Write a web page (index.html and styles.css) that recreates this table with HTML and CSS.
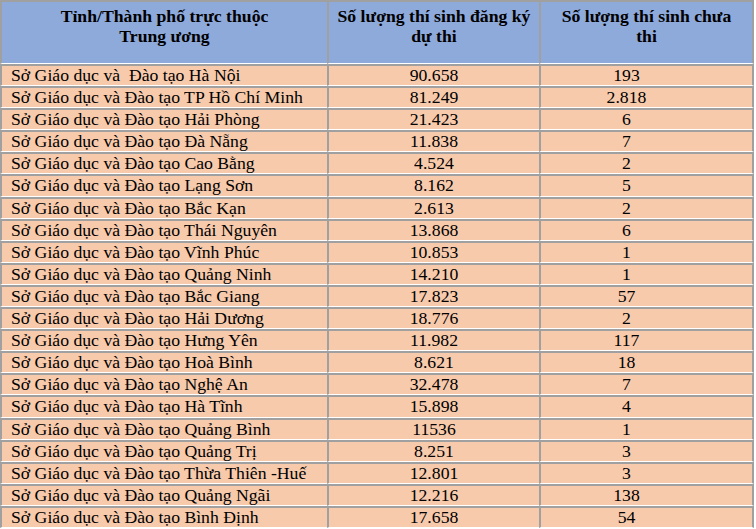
FILE: index.html
```html
<!DOCTYPE html>
<html lang="vi">
<head>
<meta charset="utf-8">
<link rel="stylesheet" href="styles.css">
</head>
<body>
<table class="grid">
  <colgroup>
    <col class="c1"><col class="c2"><col class="c3">
  </colgroup>
  <thead>
    <tr>
      <th class="first">Tỉnh/Thành phố trực thuộc<br>Trung ương</th>
      <th>Số lượng thí sinh đăng ký<br>dự thi</th>
      <th class="last">Số lượng thí sinh chưa<br>thi</th>
    </tr>
  </thead>
  <tbody>
    <tr><td class="name">Sở Giáo dục và&nbsp; Đào tạo Hà Nội</td><td class="num">90.658</td><td class="num last">193</td></tr>
    <tr><td class="name">Sở Giáo dục và Đào tạo TP Hồ Chí Minh</td><td class="num">81.249</td><td class="num last">2.818</td></tr>
    <tr><td class="name">Sở Giáo dục và Đào tạo Hải Phòng</td><td class="num">21.423</td><td class="num last">6</td></tr>
    <tr><td class="name">Sở Giáo dục và Đào tạo Đà Nẵng</td><td class="num">11.838</td><td class="num last">7</td></tr>
    <tr><td class="name">Sở Giáo dục và Đào tạo Cao Bằng</td><td class="num">4.524</td><td class="num last">2</td></tr>
    <tr><td class="name">Sở Giáo dục và Đào tạo Lạng Sơn</td><td class="num">8.162</td><td class="num last">5</td></tr>
    <tr><td class="name">Sở Giáo dục và Đào tạo Bắc Kạn</td><td class="num">2.613</td><td class="num last">2</td></tr>
    <tr><td class="name">Sở Giáo dục và Đào tạo Thái Nguyên</td><td class="num">13.868</td><td class="num last">6</td></tr>
    <tr><td class="name">Sở Giáo dục và Đào tạo Vĩnh Phúc</td><td class="num">10.853</td><td class="num last">1</td></tr>
    <tr><td class="name">Sở Giáo dục và Đào tạo Quảng Ninh</td><td class="num">14.210</td><td class="num last">1</td></tr>
    <tr><td class="name">Sở Giáo dục và Đào tạo Bắc Giang</td><td class="num">17.823</td><td class="num last">57</td></tr>
    <tr><td class="name">Sở Giáo dục và Đào tạo Hải Dương</td><td class="num">18.776</td><td class="num last">2</td></tr>
    <tr><td class="name">Sở Giáo dục và Đào tạo Hưng Yên</td><td class="num">11.982</td><td class="num last">117</td></tr>
    <tr><td class="name">Sở Giáo dục và Đào tạo Hoà Bình</td><td class="num">8.621</td><td class="num last">18</td></tr>
    <tr><td class="name">Sở Giáo dục và Đào tạo Nghệ An</td><td class="num">32.478</td><td class="num last">7</td></tr>
    <tr><td class="name">Sở Giáo dục và Đào tạo Hà Tĩnh</td><td class="num">15.898</td><td class="num last">4</td></tr>
    <tr><td class="name">Sở Giáo dục và Đào tạo Quảng Bình</td><td class="num">11536</td><td class="num last">1</td></tr>
    <tr><td class="name">Sở Giáo dục và Đào tạo Quảng Trị</td><td class="num">8.251</td><td class="num last">3</td></tr>
    <tr><td class="name">Sở Giáo dục và Đào tạo Thừa Thiên -Huế</td><td class="num">12.801</td><td class="num last">3</td></tr>
    <tr><td class="name">Sở Giáo dục và Đào tạo Quảng Ngãi</td><td class="num">12.216</td><td class="num last">138</td></tr>
    <tr><td class="name">Sở Giáo dục và Đào tạo Bình Định</td><td class="num">17.658</td><td class="num last">54</td></tr>
  </tbody>
</table>
</body>
</html>
```

FILE: styles.css
```css
html, body {
  margin: 0;
  padding: 0;
  background: #ffffff;
}

.grid {
  border-collapse: separate;
  border-spacing: 0;
  table-layout: fixed;
  width: 754px;
  font-family: "Liberation Serif", "Times New Roman", serif;
  color: #000000;
}

.c1 { width: 327px; }
.c2 { width: 212px; }
.c3 { width: 215px; }

.grid th,
.grid td {
  border-top: 2px solid #a0a0a0;
  border-bottom: 1px solid #ffffff;
  border-left: 2px solid #a0a0a0;
  padding: 0;
}

.grid .last {
  border-right: 2px solid #a0a0a0;
}

.grid th {
  background: #8eaadb;
  font-size: 17.7px;
  font-weight: bold;
  line-height: 20px;
  height: 57px;
  padding-top: 4px;
  vertical-align: top;
  text-align: center;
}

.grid td {
  background: #f7caac;
  font-size: 17.7px;
  line-height: 19.1px;
  height: 19.1px;
  white-space: nowrap;
}

.grid td.name {
  text-align: left;
  padding-left: 9px;
}

.grid td.num {
  text-align: center;
}

.grid td.num.last {
  padding-right: 40px;
}
```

-*-

Short exercise: Write out the listing above again, exactly, but with no pictures in the copy.

Right answer:
Write a web page (index.html and styles.css) that recreates this table with HTML and CSS.
FILE: index.html
```html
<!DOCTYPE html>
<html lang="vi">
<head>
<meta charset="utf-8">
<link rel="stylesheet" href="styles.css">
</head>
<body>
<table class="grid">
  <colgroup>
    <col class="c1"><col class="c2"><col class="c3">
  </colgroup>
  <thead>
    <tr>
      <th class="first">Tỉnh/Thành phố trực thuộc<br>Trung ương</th>
      <th>Số lượng thí sinh đăng ký<br>dự thi</th>
      <th class="last">Số lượng thí sinh chưa<br>thi</th>
    </tr>
  </thead>
  <tbody>
    <tr><td class="name">Sở Giáo dục và&nbsp; Đào tạo Hà Nội</td><td class="num">90.658</td><td class="num last">193</td></tr>
    <tr><td class="name">Sở Giáo dục và Đào tạo TP Hồ Chí Minh</td><td class="num">81.249</td><td class="num last">2.818</td></tr>
    <tr><td class="name">Sở Giáo dục và Đào tạo Hải Phòng</td><td class="num">21.423</td><td class="num last">6</td></tr>
    <tr><td class="name">Sở Giáo dục và Đào tạo Đà Nẵng</td><td class="num">11.838</td><td class="num last">7</td></tr>
    <tr><td class="name">Sở Giáo dục và Đào tạo Cao Bằng</td><td class="num">4.524</td><td class="num last">2</td></tr>
    <tr><td class="name">Sở Giáo dục và Đào tạo Lạng Sơn</td><td class="num">8.162</td><td class="num last">5</td></tr>
    <tr><td class="name">Sở Giáo dục và Đào tạo Bắc Kạn</td><td class="num">2.613</td><td class="num last">2</td></tr>
    <tr><td class="name">Sở Giáo dục và Đào tạo Thái Nguyên</td><td class="num">13.868</td><td class="num last">6</td></tr>
    <tr><td class="name">Sở Giáo dục và Đào tạo Vĩnh Phúc</td><td class="num">10.853</td><td class="num last">1</td></tr>
    <tr><td class="name">Sở Giáo dục và Đào tạo Quảng Ninh</td><td class="num">14.210</td><td class="num last">1</td></tr>
    <tr><td class="name">Sở Giáo dục và Đào tạo Bắc Giang</td><td class="num">17.823</td><td class="num last">57</td></tr>
    <tr><td class="name">Sở Giáo dục và Đào tạo Hải Dương</td><td class="num">18.776</td><td class="num last">2</td></tr>
    <tr><td class="name">Sở Giáo dục và Đào tạo Hưng Yên</td><td class="num">11.982</td><td class="num last">117</td></tr>
    <tr><td class="name">Sở Giáo dục và Đào tạo Hoà Bình</td><td class="num">8.621</td><td class="num last">18</td></tr>
    <tr><td class="name">Sở Giáo dục và Đào tạo Nghệ An</td><td class="num">32.478</td><td class="num last">7</td></tr>
    <tr><td class="name">Sở Giáo dục và Đào tạo Hà Tĩnh</td><td class="num">15.898</td><td class="num last">4</td></tr>
    <tr><td class="name">Sở Giáo dục và Đào tạo Quảng Bình</td><td class="num">11536</td><td class="num last">1</td></tr>
    <tr><td class="name">Sở Giáo dục và Đào tạo Quảng Trị</td><td class="num">8.251</td><td class="num last">3</td></tr>
    <tr><td class="name">Sở Giáo dục và Đào tạo Thừa Thiên -Huế</td><td class="num">12.801</td><td class="num last">3</td></tr>
    <tr><td class="name">Sở Giáo dục và Đào tạo Quảng Ngãi</td><td class="num">12.216</td><td class="num last">138</td></tr>
    <tr><td class="name">Sở Giáo dục và Đào tạo Bình Định</td><td class="num">17.658</td><td class="num last">54</td></tr>
  </tbody>
</table>
</body>
</html>
```

FILE: styles.css
```css
html, body {
  margin: 0;
  padding: 0;
  background: #ffffff;
}

.grid {
  border-collapse: separate;
  border-spacing: 0;
  table-layout: fixed;
  width: 754px;
  font-family: "Liberation Serif", "Times New Roman", serif;
  color: #000000;
}

.c1 { width: 327px; }
.c2 { width: 212px; }
.c3 { width: 215px; }

.grid th,
.grid td {
  border-top: 2px solid #a0a0a0;
  border-bottom: 1px solid #ffffff;
  border-left: 2px solid #a0a0a0;
  padding: 0;
}

.grid .last {
  border-right: 2px solid #a0a0a0;
}

.grid th {
  background: #8eaadb;
  font-size: 17.7px;
  font-weight: bold;
  line-height: 20px;
  height: 57px;
  padding-top: 4px;
  vertical-align: top;
  text-align: center;
}

.grid td {
  background: #f7caac;
  font-size: 17.7px;
  line-height: 19.1px;
  height: 19.1px;
  white-space: nowrap;
}

.grid td.name {
  text-align: left;
  padding-left: 9px;
}

.grid td.num {
  text-align: center;
}

.grid td.num.last {
  padding-right: 40px;
}
```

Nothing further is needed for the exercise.